Extracted data —
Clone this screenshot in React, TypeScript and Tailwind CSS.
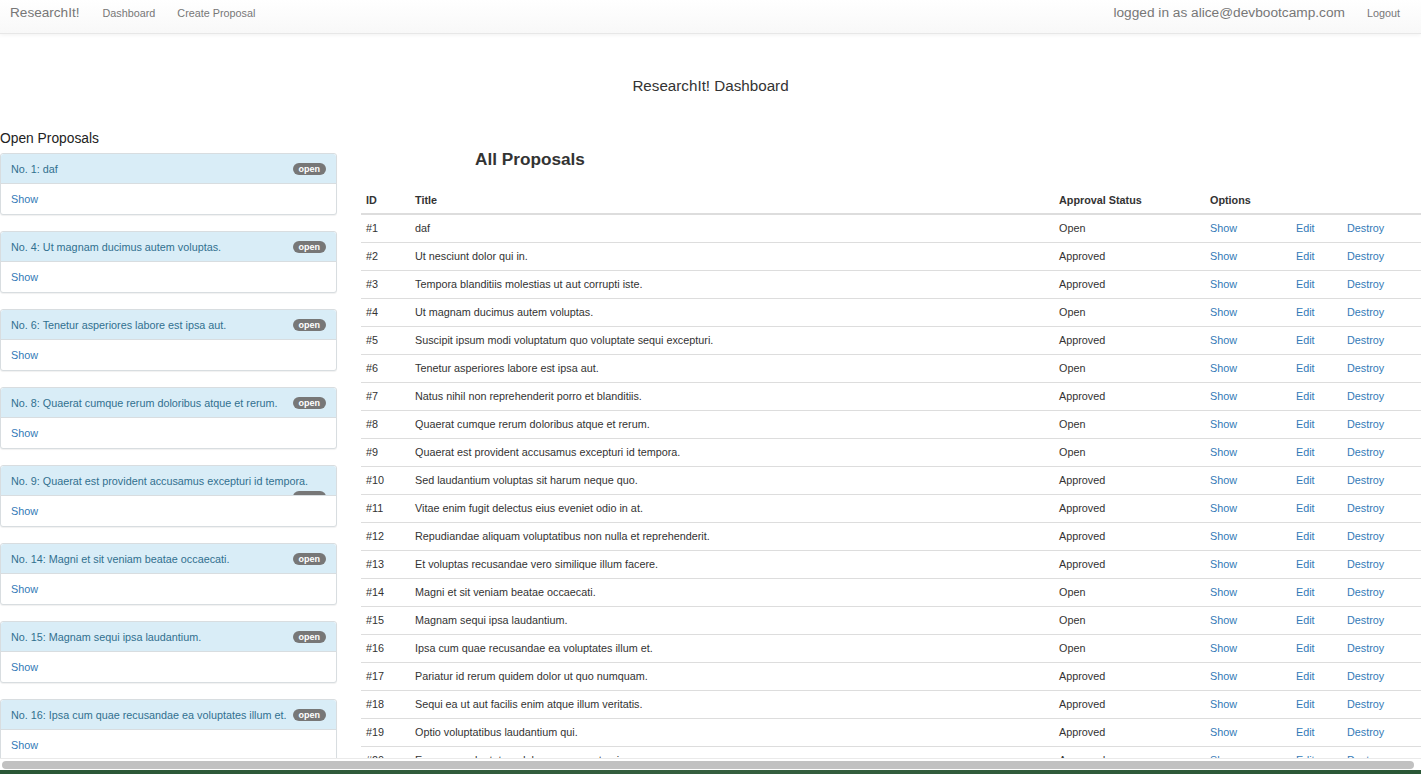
type Proposal = { id: number; title: string; status: 'Open' | 'Approved' };

const proposals: Proposal[] = [
  { id: 1, title: 'daf', status: 'Open' },
  { id: 2, title: 'Ut nesciunt dolor qui in.', status: 'Approved' },
  { id: 3, title: 'Tempora blanditiis molestias ut aut corrupti iste.', status: 'Approved' },
  { id: 4, title: 'Ut magnam ducimus autem voluptas.', status: 'Open' },
  { id: 5, title: 'Suscipit ipsum modi voluptatum quo voluptate sequi excepturi.', status: 'Approved' },
  { id: 6, title: 'Tenetur asperiores labore est ipsa aut.', status: 'Open' },
  { id: 7, title: 'Natus nihil non reprehenderit porro et blanditiis.', status: 'Approved' },
  { id: 8, title: 'Quaerat cumque rerum doloribus atque et rerum.', status: 'Open' },
  { id: 9, title: 'Quaerat est provident accusamus excepturi id tempora.', status: 'Open' },
  { id: 10, title: 'Sed laudantium voluptas sit harum neque quo.', status: 'Approved' },
  { id: 11, title: 'Vitae enim fugit delectus eius eveniet odio in at.', status: 'Approved' },
  { id: 12, title: 'Repudiandae aliquam voluptatibus non nulla et reprehenderit.', status: 'Approved' },
  { id: 13, title: 'Et voluptas recusandae vero similique illum facere.', status: 'Approved' },
  { id: 14, title: 'Magni et sit veniam beatae occaecati.', status: 'Open' },
  { id: 15, title: 'Magnam sequi ipsa laudantium.', status: 'Open' },
  { id: 16, title: 'Ipsa cum quae recusandae ea voluptates illum et.', status: 'Open' },
  { id: 17, title: 'Pariatur id rerum quidem dolor ut quo numquam.', status: 'Approved' },
  { id: 18, title: 'Sequi ea ut aut facilis enim atque illum veritatis.', status: 'Approved' },
  { id: 19, title: 'Optio voluptatibus laudantium qui.', status: 'Approved' },
  { id: 20, title: 'Eos quae voluptatem dolorem rerum et quia.', status: 'Approved' },
  { id: 21, title: 'Rerum nihil eos quia ut dolorem.', status: 'Approved' },
];

const font = { fontFamily: '"Liberation Sans", Arial, Helvetica, sans-serif' };

function Navbar() {
  return (
    <div className="h-[34px] shrink-0 flex items-start bg-gradient-to-b from-white to-[#f8f8f8] border-b border-[#e7e7e7] shadow-[0_1px_4px_rgba(0,0,0,0.06)]">
      <div className="flex items-center h-[27px] w-full">
        <a className="ml-[10px] text-[13.6px] text-[#777]">ResearchIt!</a>
        <a className="ml-[23px] text-[10.8px] text-[#777]">Dashboard</a>
        <a className="ml-[22px] text-[10.8px] text-[#777]">Create Proposal</a>
        <span className="ml-auto text-[13.7px] text-[#777]">logged in as alice@devbootcamp.com</span>
        <a className="ml-[22px] mr-[21px] text-[10.8px] text-[#777]">Logout</a>
      </div>
    </div>
  );
}

function OpenPanel({ p }: { p: Proposal }) {
  return (
    <div className="mb-[16px] border border-[#d8dde0] rounded-[3px] bg-white shadow-[0_1px_1px_rgba(0,0,0,0.06)]">
      <div className="h-[30px] overflow-hidden bg-[#d9edf7] border-b border-[#d8dde0] rounded-t-[3px] px-[10px] pt-[7px] flex flex-wrap items-start">
        <span className="text-[10.8px] leading-[16px] text-[#31708f]">
          No. {p.id}: {p.title}
        </span>
        <span className="ml-auto mt-[2px] rounded-full bg-[#777] px-[6px] h-[12px] leading-[12px] text-[9px] font-bold text-white">
          open
        </span>
      </div>
      <div className="h-[30px] px-[10px] flex items-center">
        <a className="text-[10.8px] text-[#337ab7]">Show</a>
      </div>
    </div>
  );
}

function ProposalsTable() {
  return (
    <table className="w-full border-collapse text-[10.8px] text-[#333]">
      <thead>
        <tr className="h-[28px] border-b-2 border-[#ddd] text-left">
          <th className="w-[49px] pl-[5px] pt-[2px] font-bold">ID</th>
          <th className="w-[644px] pl-[5px] pt-[2px] font-bold">Title</th>
          <th className="w-[151px] pl-[5px] pt-[2px] font-bold">Approval Status</th>
          <th className="w-[86px] pl-[5px] pt-[2px] font-bold">Options</th>
          <th className="w-[51px]"></th>
          <th></th>
        </tr>
      </thead>
      <tbody>
        {proposals.map((p) => (
          <tr key={p.id} className="h-[28px] border-b border-[#ddd]">
            <td className="pl-[5px]">#{p.id}</td>
            <td className="pl-[5px]">{p.title}</td>
            <td className="pl-[5px]">{p.status}</td>
            <td className="pl-[5px] text-[#337ab7]">Show</td>
            <td className="pl-[5px] text-[#337ab7]">Edit</td>
            <td className="pl-[5px] text-[#337ab7]">Destroy</td>
          </tr>
        ))}
      </tbody>
    </table>
  );
}

export default function App() {
  const openOnes = proposals.filter((p) => p.status === 'Open');
  return (
    <div className="h-[774px] w-[1421px] flex flex-col overflow-hidden bg-white text-[#333]" style={font}>
      <div className="h-[758px] shrink-0 overflow-hidden flex flex-col">
        <Navbar />
        <h1 className="mt-[42px] text-center text-[15.2px] leading-[20px] font-normal text-[#333]">ResearchIt! Dashboard</h1>
        <div className="mt-[24px] flex gap-[24px] items-start">
          <div className="w-[337px] shrink-0">
            <h3 className="pt-[10px] pb-[5px] text-[13.8px] leading-[18px] font-normal text-[#222]">Open Proposals</h3>
            {openOnes.map((p) => (
              <OpenPanel key={p.id} p={p} />
            ))}
          </div>
          <div className="flex-1 min-w-0">
            <h2 className="mt-[28px] mb-[16px] pl-[114px] text-[17.2px] leading-[22px] font-bold text-[#333]">All Proposals</h2>
            <ProposalsTable />
          </div>
        </div>
      </div>
      <div className="h-[12px] shrink-0 bg-white border-t border-[#eaeaea] px-[2px] pt-[2px]">
        <div className="h-[8px] w-[1412px] rounded-full bg-[#c1c1c1]" />
      </div>
      <div className="flex-1 bg-gradient-to-r from-[#2a5736] via-[#355f3f] to-[#2a5736]" />
    </div>
  );
}
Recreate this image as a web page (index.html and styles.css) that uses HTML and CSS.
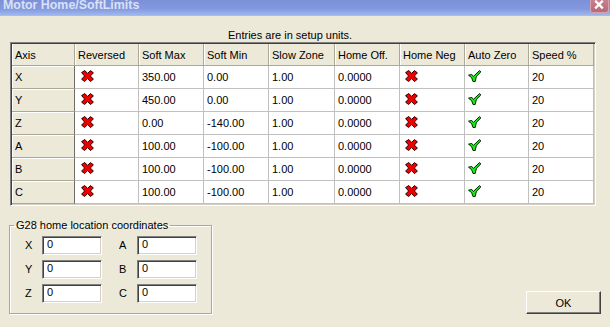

Exercise prompt — Take the records from their first line through the line containing "number; title: string;" and please return exactly those lines, both ends included, minus the pictures.

Response below —
Clone this screenshot in React, TypeScript and Tailwind CSS.
type Proposal = { id: number; title: string; status: 'Open' | 'Approved' };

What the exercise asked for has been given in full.